Разговор наш велся на французском языке. Только один русский звук был в ее речи: она сказала не Olga, а Ольга. Я смотрел, по стенам. Всюду портреты мужа, детей, внуков. Едва нашел небольшой портрет отца. Мечта Герцена не сбылась: его дочь Ольга перестала быть русской.
Несмотря на то, что она показалась нам очень привлекательной, мы ушли от нее с грустным чувством.

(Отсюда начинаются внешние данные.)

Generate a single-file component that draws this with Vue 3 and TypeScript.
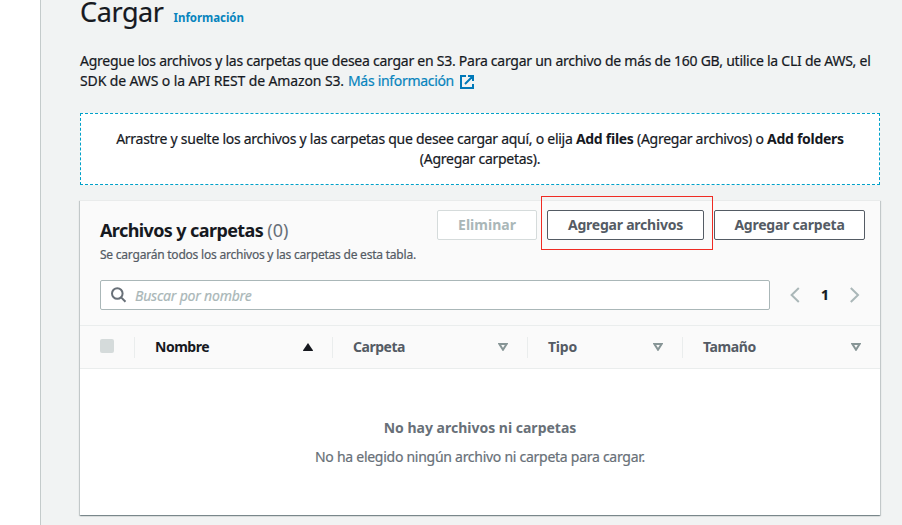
<script setup lang="ts">
interface Column {
  key: string
  label: string
  sorted: boolean
}

const columns: Column[] = [
  { key: 'name', label: 'Nombre', sorted: true },
  { key: 'folder', label: 'Carpeta', sorted: false },
  { key: 'type', label: 'Tipo', sorted: false },
  { key: 'size', label: 'Tamaño', sorted: false },
]
</script>

<template>
  <div class="shell">
    <aside class="side"></aside>
    <main class="main">
      <header class="title-row">
        <h1>Cargar</h1>
        <a class="info">Información</a>
      </header>

      <p class="intro">
        <span class="l1">Agregue los archivos y las carpetas que desea cargar en S3. Para cargar un archivo de más de 160 GB, utilice la CLI de AWS, el</span><br />
        <span class="l2">SDK de AWS o la API REST de Amazon S3.</span>
        <a class="more">Más información</a>
        <svg class="ext" width="14" height="14" viewBox="0 0 14 14" fill="none" stroke="currentColor" stroke-width="2">
          <path d="M6 1H1v12h12V9M8 1h5v5M13 1L5 9" />
        </svg>
      </p>

      <section class="drop">
        <div>
          Arrastre y suelte los archivos y las carpetas que desee cargar aquí, o elija <b>Add files</b>
          (Agregar archivos) o <b>Add folders</b>
        </div>
        <div class="d2">(Agregar carpetas).</div>
      </section>

      <section class="card">
        <div class="card-head">
          <div class="head-row">
            <div class="heading">
              <h2>Archivos y carpetas <span class="count">(0)</span></h2>
              <p class="sub">Se cargarán todos los archivos y las carpetas de esta tabla.</p>
            </div>
            <div class="actions">
              <button class="btn remove" disabled>Eliminar</button>
              <div class="marked"><button class="btn files">Agregar archivos</button></div>
              <button class="btn folder">Agregar carpeta</button>
            </div>
          </div>
          <div class="tools">
            <div class="search">
              <svg width="16" height="16" viewBox="0 0 16 16" fill="none" stroke="currentColor" stroke-width="2">
                <circle cx="6.3" cy="6.5" r="5.3" />
                <path d="M10.1 10.4L14.5 14.8" />
              </svg>
              <span>Buscar por nombre</span>
            </div>
            <nav class="pages">
              <svg width="10" height="16" viewBox="0 0 10 16" fill="none" stroke="currentColor" stroke-width="2">
                <path d="M8.8 1L1.6 8l7.2 7" />
              </svg>
              <span>1</span>
              <svg width="10" height="16" viewBox="0 0 10 16" fill="none" stroke="currentColor" stroke-width="2">
                <path d="M.8 1L8 8l-7.2 7" />
              </svg>
            </nav>
          </div>
        </div>
        <div class="thead">
          <div class="pick"><span class="box"></span></div>
          <div v-for="c in columns" :key="c.key" class="th" :class="[c.key, { sorted: c.sorted }]">
            <span>{{ c.label }}</span>
            <svg v-if="c.sorted" width="10" height="8" viewBox="0 0 10 8">
              <path d="M5 0L9.9 7.2V8H.1V7.2z" fill="currentColor" />
            </svg>
            <svg v-else width="10" height="8" viewBox="0 0 10 8">
              <path d="M1.4 1h7.2L5 6.7z" fill="none" stroke="currentColor" stroke-width="2" />
            </svg>
          </div>
        </div>
        <div class="empty">
          <b>No hay archivos ni carpetas</b>
          <p>No ha elegido ningún archivo ni carpeta para cargar.</p>
        </div>
      </section>
    </main>
  </div>
</template>

<style>
body {
  margin: 0;
  overflow: hidden;
}
</style>

<style scoped>
.shell {
  display: flex;
  box-sizing: border-box;
  width: 902px;
  height: 525px;
  overflow: hidden;
  background: #f1f3f3;
  font: 14px/20px "Noto Sans", "Open Sans", sans-serif;
  color: #16191f;
  -webkit-text-stroke: 0.2px currentColor;
}
b, h2, .btn, .th, .info {
  -webkit-text-stroke-width: 0;
}
.side {
  flex: 0 0 40px;
  background: #fff;
  border-right: 1px solid #c4cbcb;
}
.main {
  width: 800px;
  padding-left: 39px;
}
h1, h2, p {
  margin: 0;
}
svg {
  display: block;
  flex: none;
}
.title-row {
  display: flex;
  align-items: baseline;
  gap: 10px;
  height: 51px;
  margin-top: -6px;
}
h1 {
  font-size: 27px;
  font-weight: 400;
  line-height: 36px;
  letter-spacing: -0.4px;
}
.info {
  font-size: 11.5px;
  font-weight: 700;
  letter-spacing: -0.05px;
  color: #0784bd;
}
.intro {
  margin-top: 6px;
  height: 62px;
  white-space: nowrap;
}
.l1 { letter-spacing: -0.252px; }
.l2 { letter-spacing: -0.12px; }
.more {
  margin-left: 4px;
  letter-spacing: -0.31px;
  color: #0784bd;
}
.ext {
  display: inline-block;
  margin-left: 6px;
  vertical-align: -3px;
  color: #0078b8;
}
.drop {
  box-sizing: border-box;
  height: 72px;
  padding-top: 15px;
  border: 1px dashed #00a1c9;
  background: #fff;
  text-align: center;
  white-space: nowrap;
  letter-spacing: -0.27px;
}
.card {
  display: flex;
  flex-direction: column;
  box-sizing: border-box;
  height: 315px;
  margin-top: 15px;
  border-top: 1px solid #e9ebeb;
  background: #fff;
  box-shadow: 0 1px 1px 0 rgba(0, 28, 36, 0.3), 1px 1px 1px 0 rgba(0, 28, 36, 0.15), -1px 1px 1px 0 rgba(0, 28, 36, 0.15);
}
.card-head {
  height: 124px;
  padding: 0 15px 0 20px;
  background: #fafafa;
}
.head-row {
  display: flex;
  justify-content: space-between;
  height: 79px;
}
.heading {
  padding-top: 18px;
  white-space: nowrap;
}
h2 {
  font-size: 18px;
  line-height: 22px;
  letter-spacing: -0.6px;
}
.count {
  font-weight: 400;
  letter-spacing: 0;
  color: #687078;
}
.sub {
  margin-top: 6px;
  font-size: 12px;
  line-height: 16px;
  letter-spacing: -0.22px;
  color: #545b64;
}
.actions {
  display: flex;
  align-items: flex-start;
  gap: 10px;
  padding-top: 9px;
}
.btn {
  box-sizing: border-box;
  height: 30px;
  padding: 0;
  border: 1px solid #545b64;
  border-radius: 2px;
  background: #fff;
  color: #545b64;
  font: 700 14px/20px "Noto Sans", "Open Sans", sans-serif;
  letter-spacing: -0.22px;
}
.remove {
  width: 100px;
  border-color: #d5dbdb;
  color: #aab7b8;
  letter-spacing: 0;
}
.files { width: 157px; }
.folder { width: 151px; }
.marked {
  position: relative;
}
.marked::after {
  content: "";
  position: absolute;
  inset: -14px -9px -10px -6px;
  border: 1px solid #ef2b23;
  pointer-events: none;
}
.tools {
  display: flex;
  align-items: center;
}
.search {
  display: flex;
  align-items: center;
  gap: 8px;
  box-sizing: border-box;
  width: 670px;
  height: 30px;
  padding-left: 10px;
  border: 1px solid #aab7b8;
  border-radius: 2px;
  background: #fff;
  color: #687078;
}
.search span {
  padding-top: 2px;
  font-style: italic;
  letter-spacing: -0.2px;
  color: #aab7b8;
}
.pages {
  display: flex;
  align-items: center;
  justify-content: space-between;
  width: 70px;
  margin-left: 20px;
  color: #aab7b8;
}
.pages span {
  font-weight: 700;
  color: #16191f;
}
.thead {
  display: flex;
  align-items: center;
  box-sizing: border-box;
  height: 44px;
  border-top: 1px solid #eaeded;
  border-bottom: 1px solid #eaeded;
  background: #fafafa;
}
.pick {
  box-sizing: border-box;
  width: 54px;
  padding-left: 20px;
}
.box {
  display: block;
  width: 14px;
  height: 14px;
  margin-top: -2px;
  border-radius: 2px;
  background: #d5dbdb;
}
.th {
  display: flex;
  align-items: center;
  justify-content: space-between;
  box-sizing: border-box;
  height: 21px;
  padding: 0 19px 0 20px;
  border-left: 1px solid #eaeded;
  font-weight: 700;
  letter-spacing: -0.48px;
  color: #545b64;
}
.th svg {
  color: #879596;
}
.th.sorted,
.th.sorted svg {
  color: #16191f;
}
.name { width: 198px; }
.folder.th { width: 195px; }
.type { width: 155px; letter-spacing: -0.22px; }
.size { width: 198px; letter-spacing: -0.38px; }
.empty {
  padding-top: 49px;
  text-align: center;
  color: #687078;
}
.empty p {
  margin-top: 9px;
  letter-spacing: -0.27px;
}
</style>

Наталье Александровне я написал по полученному адресу и получил любезный ответ, который уцелел в моем архиве8.
* * *
Через всю мою жизнь в Париже проходит Лувр. Это торжественный и холодный храм мирового искусства. В нем, как в нашем Эрмитаже, нет границ. Какая-то беспокойная сила влечет все дальше, из зала в зал, в какую-то беспредельность времен и пространств. Однако скоро я обрел силу противодействующую. Это была сила Венеры Милосской. В то время я еще не мог видеть произведения искусства, отрешаясь от своих идей, своих фантазий. Я вспоминал рассказ Гл. Успенского «Выпрямила», в котором автор в Венере Милосской открыл мир абсолютной гармонии, той гармонии, которая рассеяна всюду в жизни, но здесь она сконденсирована. Эту эллинскую гармонию, эту завершенность, успокоенность ясного безоблачного неба над морем увидел я в этой искалеченной статуе. Меня поразило то, что увечье (у нее отбиты руки) нисколько не нарушает впечатления целостной завершенности. Но моя юношеская фантазия шла дальше. Я узрел в Венере тоску от ее всепобеждающей красоты, мольбу к небу об освобождении от своих гибельных чар.
Попадая в Лувр, я уже не шел дальше среди этих мраморных сокровищ античности. Я стоял перед Венерой, готовый в благоговении склонить перед ней свои колени. И даже мощная в своем победоносном полете Нике, парящая, как орлица, среди саркофагов, портиков, статуй, не могла отвлечь меня от Венеры Милосской.